Editor’s note: This is the second of a two-part series looking at White Pine County School’s performance in the Nevada School Performance Framework. Part one looked at David E. Norman and McGill Elementary Schools and White Pine Middle School. Part two will look at White Pine High School and Lund. 

For White Pine High School, its Nevada School Performance Framework rating is based on more factors than elementary and middle schools. Its rating also includes factors like graduation rates and the number of students who take remedial classes in college.

“Our biggest struggles in the most recent designation, there’s two of them,” Principal Adam Young said. “One of them is the performance of our students on the high school proficiency exams. Over the years, that’s something we’ve done really well on. The exams have changed and then the cut score for the math exam changed last year. It used to be 242, it’s now 300 so we got zapped big on that for the star rating.”

Further complicating matters is the proficiency exams will be phased out after the class of 2017, White Pine County School District Superintendent Bob Dolezal said and the district has moved toward the new standards, the Common Core Standards but the tests still cover the old standards.

“We’re teaching the new standard but testing on the old standard,” Young said.

To help students pass the proficiency exams, students are offered a math class designed to teach materials covered on the exam as well as an interactive online program, which identifies areas students need more work on and providing help online.

The school’s other biggest area for improvement deals with  preparing students for life after high school, whether that be attending a university or entering the workforce.

“This has been a challenge for a number of years and I think it’d probably be fair to say it was a challenge when I was in WPHS too, is the idea of college and career readiness,” Young said. “There are a number of factors that go into that as far as how they measure that. One of them is the number of kids who participate in the ACT, the number of kids who have to be remediated when they go to college and there’s a couple other things as well.”

The high school is working on helping students by offering Advance Placement courses, which can result in high school students earning college credits, as well as a College and Career Readiness club, designed at helping students prepare themselves no matter what comes after high school.

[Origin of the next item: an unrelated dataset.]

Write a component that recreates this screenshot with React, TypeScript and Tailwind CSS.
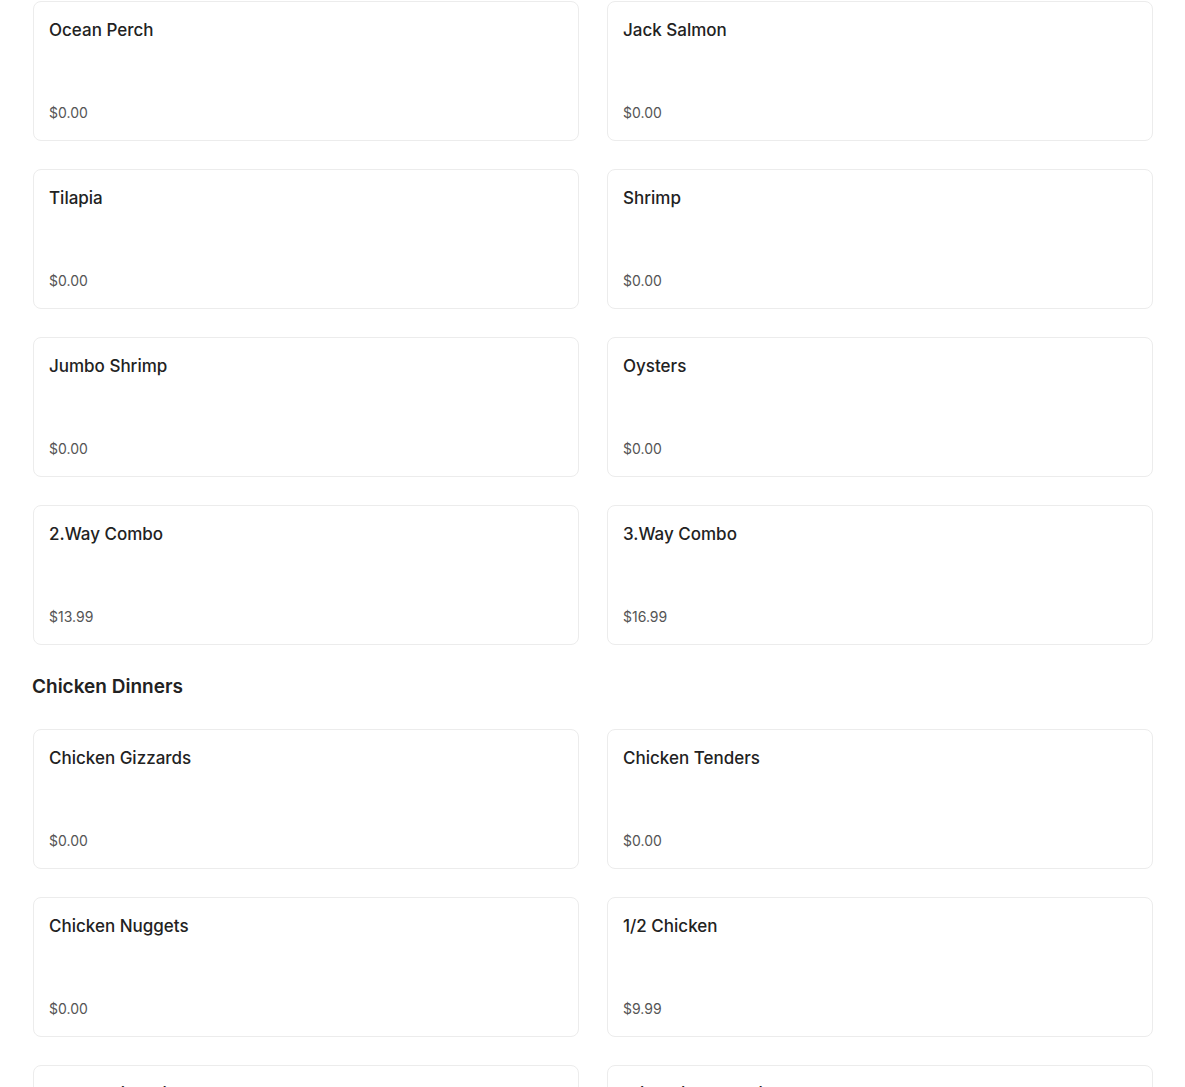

“The idea is if you’re able to be ready for college or for a career by the time you graduate, then you have options,” Young said. “You don’t have to go to college and it’s not our goal to send every kid to college. But if you’re not going to go to college, we want them to be thinking about a career rather than just a job to bide their time.”

Lund Elementary School

Although Lund received a two-star rating, principal Jolynn Maynard said parents shouldn’t worry too much about the ratings. That’s because of the small size in the school, which can skew results greatly. However, the school is always looking to improve, Maynard said.

“Our numbers are too low for accurate statistics,” Maynard said. “Areas of concern are how we can make sure every student is making progress. I would say we are always trying to improve reading, writing and math.”

Coupled with small class sizes, Lund is looking for ways to improve the educational experience of all its students through a variety of measures.

“We utilize TA’s to help in elementary classrooms, peer tutoring, parent volunteers and, of course, teachers are constantly trying to improve,” Maynard said.

While Lund will continue to look to increase its ratings, Maynard said that because of the number of students at the school, rating the school can often be difficult,”

“(I would tell parents) not to be alarmed if the ratings are not there or maybe not as high as we would like because of the low class sizes will skew the statistical results,” Maynard said.

Complete take away?

For Dolezal, this year’s rankings give a partial picture of the school’s progress in certain areas. But, it is not a perfect system.

“One of the criticisms of the no child left behind law is schools focus so much on getting everyone to a certain level that schools across America were perhaps ignoring the top end students,” Dolezal said. “Our district never bought into that. While we’re working to help the kids with the greatest disadvantages, we’re still challenging our top end students. That creates a problem for us in the ratings because if we raise all students by 15 points, we haven’t closed the gap at all but every child is performing better.”

While the star system is based on performance measured by standardized tests, for Young, it’s more important students receive a well-rounded education, even if it doesn’t translate into the ratings.

“The focus is less on playing the games that are necessary to sometimes meet the criteria and more about are our students learning at a high level and when they’re not, what are we doing to correct that,” Young said.  “You cannot capture everything a kid is learning by a test. It is impossible. Any system that is based on tests is going to have flaws.”

Dolezal said the district will always do its best to meet whatever standards are placed before it. But that doesn’t mean it’s going to ignore its larger mission.

“Our district’s perspective is we still have to teach the whole child so that the child is a good citizen,” Dolezal said. “We need to produce kids who are good citizens and well-rounded individuals.”